Restate the listing below word for word, omitting any images.

──────────

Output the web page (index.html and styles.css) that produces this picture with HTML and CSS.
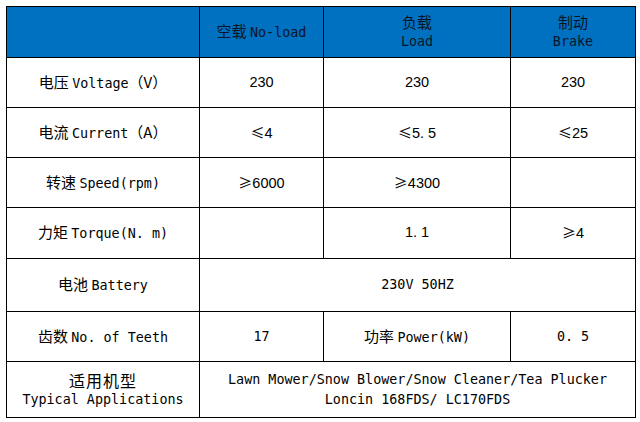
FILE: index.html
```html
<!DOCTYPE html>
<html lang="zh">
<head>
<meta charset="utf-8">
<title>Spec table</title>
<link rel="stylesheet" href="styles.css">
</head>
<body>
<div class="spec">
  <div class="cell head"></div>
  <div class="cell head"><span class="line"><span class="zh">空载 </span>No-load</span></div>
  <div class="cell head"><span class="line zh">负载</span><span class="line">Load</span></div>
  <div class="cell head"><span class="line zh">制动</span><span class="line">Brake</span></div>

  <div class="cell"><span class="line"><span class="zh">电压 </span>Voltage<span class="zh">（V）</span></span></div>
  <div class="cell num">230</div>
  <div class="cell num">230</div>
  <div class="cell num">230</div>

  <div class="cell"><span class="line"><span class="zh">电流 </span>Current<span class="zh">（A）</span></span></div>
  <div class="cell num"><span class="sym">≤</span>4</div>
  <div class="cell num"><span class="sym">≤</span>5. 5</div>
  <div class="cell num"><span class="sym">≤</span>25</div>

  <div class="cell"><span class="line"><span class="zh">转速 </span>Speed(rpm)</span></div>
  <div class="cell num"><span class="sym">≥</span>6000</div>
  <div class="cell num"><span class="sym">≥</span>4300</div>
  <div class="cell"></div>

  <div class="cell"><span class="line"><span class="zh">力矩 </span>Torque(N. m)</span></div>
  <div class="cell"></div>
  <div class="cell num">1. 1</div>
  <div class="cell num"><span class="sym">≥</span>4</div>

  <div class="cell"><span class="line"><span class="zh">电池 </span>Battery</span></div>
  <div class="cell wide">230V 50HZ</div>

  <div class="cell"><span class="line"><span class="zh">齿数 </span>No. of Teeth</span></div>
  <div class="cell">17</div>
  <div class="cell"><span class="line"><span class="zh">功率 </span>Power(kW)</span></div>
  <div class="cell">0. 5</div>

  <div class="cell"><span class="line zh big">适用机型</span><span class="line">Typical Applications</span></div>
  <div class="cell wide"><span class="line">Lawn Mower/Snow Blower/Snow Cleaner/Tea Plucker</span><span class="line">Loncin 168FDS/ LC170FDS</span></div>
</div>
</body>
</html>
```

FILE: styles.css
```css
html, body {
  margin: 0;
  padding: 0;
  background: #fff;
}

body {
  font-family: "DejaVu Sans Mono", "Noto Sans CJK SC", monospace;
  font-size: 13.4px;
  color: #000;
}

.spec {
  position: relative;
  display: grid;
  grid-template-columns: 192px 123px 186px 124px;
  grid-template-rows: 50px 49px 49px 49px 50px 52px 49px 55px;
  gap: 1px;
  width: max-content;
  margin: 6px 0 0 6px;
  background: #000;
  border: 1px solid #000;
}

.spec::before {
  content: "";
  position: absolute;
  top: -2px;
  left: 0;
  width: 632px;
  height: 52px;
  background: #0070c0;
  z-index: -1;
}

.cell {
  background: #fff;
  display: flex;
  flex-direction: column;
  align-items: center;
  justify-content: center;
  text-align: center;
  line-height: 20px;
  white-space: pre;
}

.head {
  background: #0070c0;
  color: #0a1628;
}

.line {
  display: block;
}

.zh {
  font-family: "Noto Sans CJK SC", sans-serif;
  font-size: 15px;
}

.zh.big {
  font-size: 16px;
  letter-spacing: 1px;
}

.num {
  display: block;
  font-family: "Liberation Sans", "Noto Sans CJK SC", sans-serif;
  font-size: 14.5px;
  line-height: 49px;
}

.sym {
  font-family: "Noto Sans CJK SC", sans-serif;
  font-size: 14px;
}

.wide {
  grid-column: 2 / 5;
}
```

──────────

# Solution for this exercise
Output the web page (index.html and styles.css) that produces this picture with HTML and CSS.
FILE: index.html
```html
<!DOCTYPE html>
<html lang="zh">
<head>
<meta charset="utf-8">
<title>Spec table</title>
<link rel="stylesheet" href="styles.css">
</head>
<body>
<div class="spec">
  <div class="cell head"></div>
  <div class="cell head"><span class="line"><span class="zh">空载 </span>No-load</span></div>
  <div class="cell head"><span class="line zh">负载</span><span class="line">Load</span></div>
  <div class="cell head"><span class="line zh">制动</span><span class="line">Brake</span></div>

  <div class="cell"><span class="line"><span class="zh">电压 </span>Voltage<span class="zh">（V）</span></span></div>
  <div class="cell num">230</div>
  <div class="cell num">230</div>
  <div class="cell num">230</div>

  <div class="cell"><span class="line"><span class="zh">电流 </span>Current<span class="zh">（A）</span></span></div>
  <div class="cell num"><span class="sym">≤</span>4</div>
  <div class="cell num"><span class="sym">≤</span>5. 5</div>
  <div class="cell num"><span class="sym">≤</span>25</div>

  <div class="cell"><span class="line"><span class="zh">转速 </span>Speed(rpm)</span></div>
  <div class="cell num"><span class="sym">≥</span>6000</div>
  <div class="cell num"><span class="sym">≥</span>4300</div>
  <div class="cell"></div>

  <div class="cell"><span class="line"><span class="zh">力矩 </span>Torque(N. m)</span></div>
  <div class="cell"></div>
  <div class="cell num">1. 1</div>
  <div class="cell num"><span class="sym">≥</span>4</div>

  <div class="cell"><span class="line"><span class="zh">电池 </span>Battery</span></div>
  <div class="cell wide">230V 50HZ</div>

  <div class="cell"><span class="line"><span class="zh">齿数 </span>No. of Teeth</span></div>
  <div class="cell">17</div>
  <div class="cell"><span class="line"><span class="zh">功率 </span>Power(kW)</span></div>
  <div class="cell">0. 5</div>

  <div class="cell"><span class="line zh big">适用机型</span><span class="line">Typical Applications</span></div>
  <div class="cell wide"><span class="line">Lawn Mower/Snow Blower/Snow Cleaner/Tea Plucker</span><span class="line">Loncin 168FDS/ LC170FDS</span></div>
</div>
</body>
</html>
```

FILE: styles.css
```css
html, body {
  margin: 0;
  padding: 0;
  background: #fff;
}

body {
  font-family: "DejaVu Sans Mono", "Noto Sans CJK SC", monospace;
  font-size: 13.4px;
  color: #000;
}

.spec {
  position: relative;
  display: grid;
  grid-template-columns: 192px 123px 186px 124px;
  grid-template-rows: 50px 49px 49px 49px 50px 52px 49px 55px;
  gap: 1px;
  width: max-content;
  margin: 6px 0 0 6px;
  background: #000;
  border: 1px solid #000;
}

.spec::before {
  content: "";
  position: absolute;
  top: -2px;
  left: 0;
  width: 632px;
  height: 52px;
  background: #0070c0;
  z-index: -1;
}

.cell {
  background: #fff;
  display: flex;
  flex-direction: column;
  align-items: center;
  justify-content: center;
  text-align: center;
  line-height: 20px;
  white-space: pre;
}

.head {
  background: #0070c0;
  color: #0a1628;
}

.line {
  display: block;
}

.zh {
  font-family: "Noto Sans CJK SC", sans-serif;
  font-size: 15px;
}

.zh.big {
  font-size: 16px;
  letter-spacing: 1px;
}

.num {
  display: block;
  font-family: "Liberation Sans", "Noto Sans CJK SC", sans-serif;
  font-size: 14.5px;
  line-height: 49px;
}

.sym {
  font-family: "Noto Sans CJK SC", sans-serif;
  font-size: 14px;
}

.wide {
  grid-column: 2 / 5;
}
```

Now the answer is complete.